## Supplied entries
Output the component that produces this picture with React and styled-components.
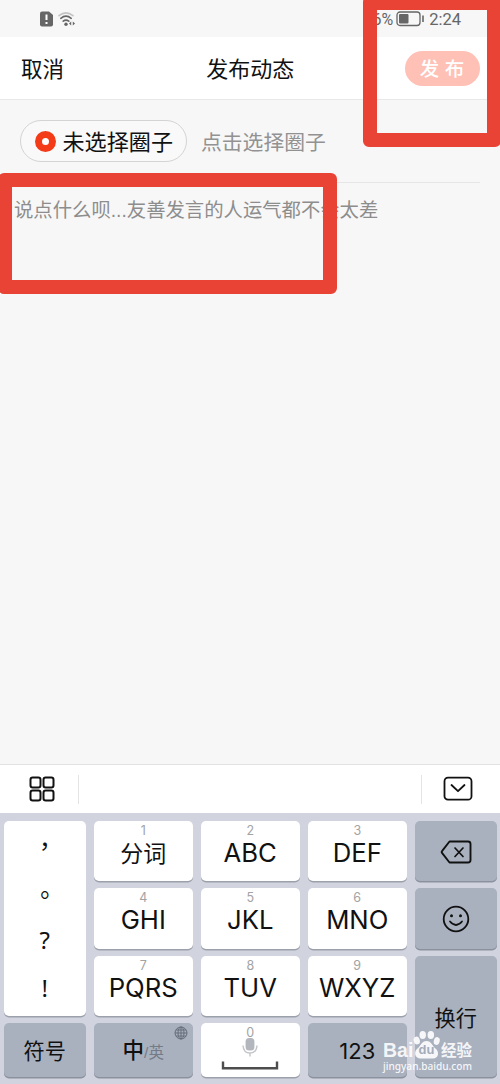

---

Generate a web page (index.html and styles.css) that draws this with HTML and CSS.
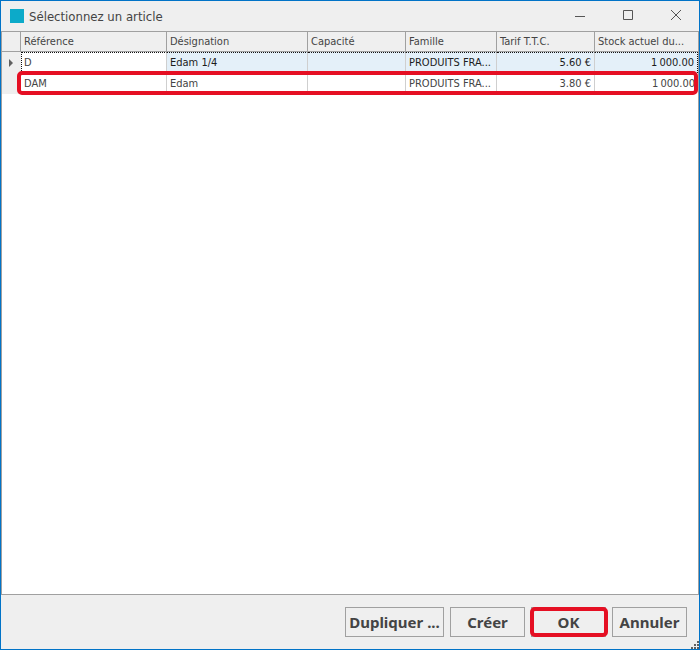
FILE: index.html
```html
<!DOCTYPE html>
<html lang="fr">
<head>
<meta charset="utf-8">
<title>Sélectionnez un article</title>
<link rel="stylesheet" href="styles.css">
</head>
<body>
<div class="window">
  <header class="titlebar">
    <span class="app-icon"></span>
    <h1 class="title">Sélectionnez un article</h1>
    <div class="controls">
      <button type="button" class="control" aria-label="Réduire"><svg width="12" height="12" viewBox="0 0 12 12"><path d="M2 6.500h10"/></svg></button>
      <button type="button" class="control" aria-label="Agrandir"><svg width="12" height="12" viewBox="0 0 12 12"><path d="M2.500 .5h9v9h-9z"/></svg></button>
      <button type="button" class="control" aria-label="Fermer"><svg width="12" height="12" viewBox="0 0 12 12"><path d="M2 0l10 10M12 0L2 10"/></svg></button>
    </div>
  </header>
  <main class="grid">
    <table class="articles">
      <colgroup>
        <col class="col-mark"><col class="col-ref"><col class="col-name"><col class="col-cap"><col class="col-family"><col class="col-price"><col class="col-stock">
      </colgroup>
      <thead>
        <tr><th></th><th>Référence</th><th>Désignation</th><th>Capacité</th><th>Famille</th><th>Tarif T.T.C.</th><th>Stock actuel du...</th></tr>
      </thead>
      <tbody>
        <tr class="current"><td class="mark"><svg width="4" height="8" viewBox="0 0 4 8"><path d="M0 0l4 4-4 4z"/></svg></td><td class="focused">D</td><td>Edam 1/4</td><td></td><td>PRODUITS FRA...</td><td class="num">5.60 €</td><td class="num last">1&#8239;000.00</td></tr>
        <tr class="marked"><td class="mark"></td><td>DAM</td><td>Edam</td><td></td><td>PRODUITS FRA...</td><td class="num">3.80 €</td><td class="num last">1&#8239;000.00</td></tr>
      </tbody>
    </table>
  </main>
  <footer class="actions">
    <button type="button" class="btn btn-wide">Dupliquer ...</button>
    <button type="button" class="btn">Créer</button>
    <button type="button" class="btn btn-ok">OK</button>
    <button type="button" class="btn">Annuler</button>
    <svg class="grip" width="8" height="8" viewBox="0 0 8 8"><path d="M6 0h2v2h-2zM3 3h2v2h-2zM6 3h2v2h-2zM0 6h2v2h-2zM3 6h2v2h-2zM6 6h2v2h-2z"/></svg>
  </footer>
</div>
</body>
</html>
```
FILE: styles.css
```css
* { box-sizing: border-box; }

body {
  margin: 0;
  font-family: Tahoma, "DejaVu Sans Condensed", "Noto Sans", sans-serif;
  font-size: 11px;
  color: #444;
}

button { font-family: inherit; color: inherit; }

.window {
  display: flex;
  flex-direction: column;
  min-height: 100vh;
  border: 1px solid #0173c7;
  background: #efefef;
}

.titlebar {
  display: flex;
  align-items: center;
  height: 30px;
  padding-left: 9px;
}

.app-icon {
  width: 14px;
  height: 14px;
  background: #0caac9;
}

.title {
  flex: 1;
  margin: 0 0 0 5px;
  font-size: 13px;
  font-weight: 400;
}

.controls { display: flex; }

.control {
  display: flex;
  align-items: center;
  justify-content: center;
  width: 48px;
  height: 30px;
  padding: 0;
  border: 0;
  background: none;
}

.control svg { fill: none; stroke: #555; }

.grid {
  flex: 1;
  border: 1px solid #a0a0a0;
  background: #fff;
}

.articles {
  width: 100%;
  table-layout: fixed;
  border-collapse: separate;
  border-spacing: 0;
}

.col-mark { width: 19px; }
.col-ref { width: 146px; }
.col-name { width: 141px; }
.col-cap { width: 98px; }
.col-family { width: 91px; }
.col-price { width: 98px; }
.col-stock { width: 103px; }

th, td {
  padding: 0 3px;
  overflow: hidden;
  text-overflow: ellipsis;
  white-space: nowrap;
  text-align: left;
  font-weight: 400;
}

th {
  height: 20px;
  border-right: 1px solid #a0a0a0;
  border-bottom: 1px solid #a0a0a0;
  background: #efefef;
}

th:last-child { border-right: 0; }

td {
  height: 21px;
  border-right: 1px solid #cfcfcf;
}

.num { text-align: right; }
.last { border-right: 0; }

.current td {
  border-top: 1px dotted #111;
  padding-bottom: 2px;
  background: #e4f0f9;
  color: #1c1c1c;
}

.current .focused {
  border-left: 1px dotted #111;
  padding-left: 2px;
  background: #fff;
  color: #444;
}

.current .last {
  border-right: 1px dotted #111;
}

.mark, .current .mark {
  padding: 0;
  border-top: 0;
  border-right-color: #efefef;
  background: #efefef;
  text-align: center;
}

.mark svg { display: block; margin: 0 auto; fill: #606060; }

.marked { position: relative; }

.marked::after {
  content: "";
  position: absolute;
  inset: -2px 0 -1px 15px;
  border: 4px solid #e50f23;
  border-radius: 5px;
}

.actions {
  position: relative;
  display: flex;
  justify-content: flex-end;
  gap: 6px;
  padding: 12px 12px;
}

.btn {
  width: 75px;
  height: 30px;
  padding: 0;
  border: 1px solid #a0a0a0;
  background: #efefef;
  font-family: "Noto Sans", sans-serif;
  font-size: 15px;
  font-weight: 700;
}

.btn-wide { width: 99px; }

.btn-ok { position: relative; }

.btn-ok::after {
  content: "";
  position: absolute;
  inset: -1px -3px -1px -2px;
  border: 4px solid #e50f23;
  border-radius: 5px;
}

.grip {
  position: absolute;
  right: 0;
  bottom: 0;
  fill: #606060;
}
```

* * *

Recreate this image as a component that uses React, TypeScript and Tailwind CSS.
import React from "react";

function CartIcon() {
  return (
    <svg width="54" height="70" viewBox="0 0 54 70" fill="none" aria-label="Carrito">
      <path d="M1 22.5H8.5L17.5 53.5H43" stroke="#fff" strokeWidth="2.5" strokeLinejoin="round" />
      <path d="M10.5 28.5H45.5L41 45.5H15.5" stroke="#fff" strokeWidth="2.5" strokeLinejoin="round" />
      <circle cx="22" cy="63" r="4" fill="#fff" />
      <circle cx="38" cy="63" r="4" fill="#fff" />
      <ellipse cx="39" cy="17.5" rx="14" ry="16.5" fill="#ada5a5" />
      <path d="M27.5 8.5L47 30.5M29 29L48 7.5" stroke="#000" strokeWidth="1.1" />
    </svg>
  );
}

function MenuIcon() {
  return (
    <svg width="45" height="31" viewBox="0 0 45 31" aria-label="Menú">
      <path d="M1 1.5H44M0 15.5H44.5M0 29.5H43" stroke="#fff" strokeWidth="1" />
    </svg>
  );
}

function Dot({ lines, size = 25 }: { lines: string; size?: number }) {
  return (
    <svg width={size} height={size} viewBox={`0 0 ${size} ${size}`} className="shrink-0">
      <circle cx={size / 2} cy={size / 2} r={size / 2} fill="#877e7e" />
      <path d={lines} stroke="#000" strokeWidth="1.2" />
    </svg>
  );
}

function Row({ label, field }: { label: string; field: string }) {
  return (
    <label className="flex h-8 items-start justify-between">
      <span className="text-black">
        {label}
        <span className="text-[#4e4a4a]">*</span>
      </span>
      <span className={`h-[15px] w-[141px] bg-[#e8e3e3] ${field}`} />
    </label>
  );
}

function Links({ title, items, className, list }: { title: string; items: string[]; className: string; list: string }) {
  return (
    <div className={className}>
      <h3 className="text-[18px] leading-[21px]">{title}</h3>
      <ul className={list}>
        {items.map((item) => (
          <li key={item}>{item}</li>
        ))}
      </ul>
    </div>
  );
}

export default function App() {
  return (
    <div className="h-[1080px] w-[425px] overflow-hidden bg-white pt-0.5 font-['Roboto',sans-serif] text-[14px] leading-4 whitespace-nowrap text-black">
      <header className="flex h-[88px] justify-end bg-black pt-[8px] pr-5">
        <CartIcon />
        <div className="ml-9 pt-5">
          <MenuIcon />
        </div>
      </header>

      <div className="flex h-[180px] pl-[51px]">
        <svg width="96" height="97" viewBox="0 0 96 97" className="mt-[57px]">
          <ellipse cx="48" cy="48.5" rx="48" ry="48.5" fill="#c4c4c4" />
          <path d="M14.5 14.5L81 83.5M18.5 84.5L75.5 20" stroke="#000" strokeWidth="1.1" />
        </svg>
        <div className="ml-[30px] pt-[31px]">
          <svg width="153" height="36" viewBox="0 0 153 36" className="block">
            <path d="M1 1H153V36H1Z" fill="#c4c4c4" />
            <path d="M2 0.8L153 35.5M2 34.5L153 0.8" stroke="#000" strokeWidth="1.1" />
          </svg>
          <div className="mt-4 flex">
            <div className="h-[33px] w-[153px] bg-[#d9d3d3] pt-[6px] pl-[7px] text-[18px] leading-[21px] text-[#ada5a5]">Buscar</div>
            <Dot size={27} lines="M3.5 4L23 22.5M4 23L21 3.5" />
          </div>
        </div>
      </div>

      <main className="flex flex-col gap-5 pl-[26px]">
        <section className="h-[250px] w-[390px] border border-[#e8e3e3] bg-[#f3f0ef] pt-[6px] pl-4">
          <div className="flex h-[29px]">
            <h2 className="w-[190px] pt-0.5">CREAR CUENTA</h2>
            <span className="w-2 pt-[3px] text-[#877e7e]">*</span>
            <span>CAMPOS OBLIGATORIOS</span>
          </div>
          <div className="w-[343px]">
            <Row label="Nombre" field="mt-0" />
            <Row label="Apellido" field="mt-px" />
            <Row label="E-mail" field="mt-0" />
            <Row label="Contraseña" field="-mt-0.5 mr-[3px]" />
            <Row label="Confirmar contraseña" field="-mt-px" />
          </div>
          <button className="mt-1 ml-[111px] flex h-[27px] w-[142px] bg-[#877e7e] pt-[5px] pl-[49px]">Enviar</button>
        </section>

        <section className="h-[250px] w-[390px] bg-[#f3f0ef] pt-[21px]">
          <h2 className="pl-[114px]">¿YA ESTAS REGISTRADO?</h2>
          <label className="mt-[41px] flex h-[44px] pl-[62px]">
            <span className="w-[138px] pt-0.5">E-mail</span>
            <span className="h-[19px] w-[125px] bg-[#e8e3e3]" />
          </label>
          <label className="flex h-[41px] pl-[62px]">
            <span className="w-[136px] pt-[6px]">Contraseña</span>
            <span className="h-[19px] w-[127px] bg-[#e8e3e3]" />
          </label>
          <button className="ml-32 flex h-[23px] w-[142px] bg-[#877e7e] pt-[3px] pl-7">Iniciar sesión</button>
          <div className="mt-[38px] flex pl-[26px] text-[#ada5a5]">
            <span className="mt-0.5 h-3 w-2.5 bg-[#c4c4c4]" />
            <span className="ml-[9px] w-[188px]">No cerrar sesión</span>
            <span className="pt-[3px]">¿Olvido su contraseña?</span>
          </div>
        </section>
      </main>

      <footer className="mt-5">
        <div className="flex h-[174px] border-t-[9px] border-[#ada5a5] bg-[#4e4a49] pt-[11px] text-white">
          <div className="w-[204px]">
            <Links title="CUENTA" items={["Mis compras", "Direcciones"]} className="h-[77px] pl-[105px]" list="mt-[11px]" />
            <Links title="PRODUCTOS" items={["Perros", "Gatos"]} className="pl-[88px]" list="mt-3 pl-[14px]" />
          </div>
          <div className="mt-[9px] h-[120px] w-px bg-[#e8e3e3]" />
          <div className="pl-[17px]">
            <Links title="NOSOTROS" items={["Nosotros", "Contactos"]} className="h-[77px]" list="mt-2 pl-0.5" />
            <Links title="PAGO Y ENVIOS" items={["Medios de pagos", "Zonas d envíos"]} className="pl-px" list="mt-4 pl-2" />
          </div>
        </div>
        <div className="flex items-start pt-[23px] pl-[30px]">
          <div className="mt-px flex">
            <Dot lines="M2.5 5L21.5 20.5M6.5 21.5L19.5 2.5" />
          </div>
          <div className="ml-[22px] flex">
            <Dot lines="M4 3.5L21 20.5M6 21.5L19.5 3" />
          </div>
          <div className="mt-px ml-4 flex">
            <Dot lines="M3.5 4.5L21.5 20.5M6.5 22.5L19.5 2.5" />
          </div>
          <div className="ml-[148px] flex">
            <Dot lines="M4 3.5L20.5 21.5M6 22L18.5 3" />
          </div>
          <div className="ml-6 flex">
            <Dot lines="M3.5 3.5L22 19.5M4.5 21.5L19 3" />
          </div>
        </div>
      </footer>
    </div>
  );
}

## Given instruction
Above is a listing; report how many of its lines include the word "styles", giving the number only.

## Task output
3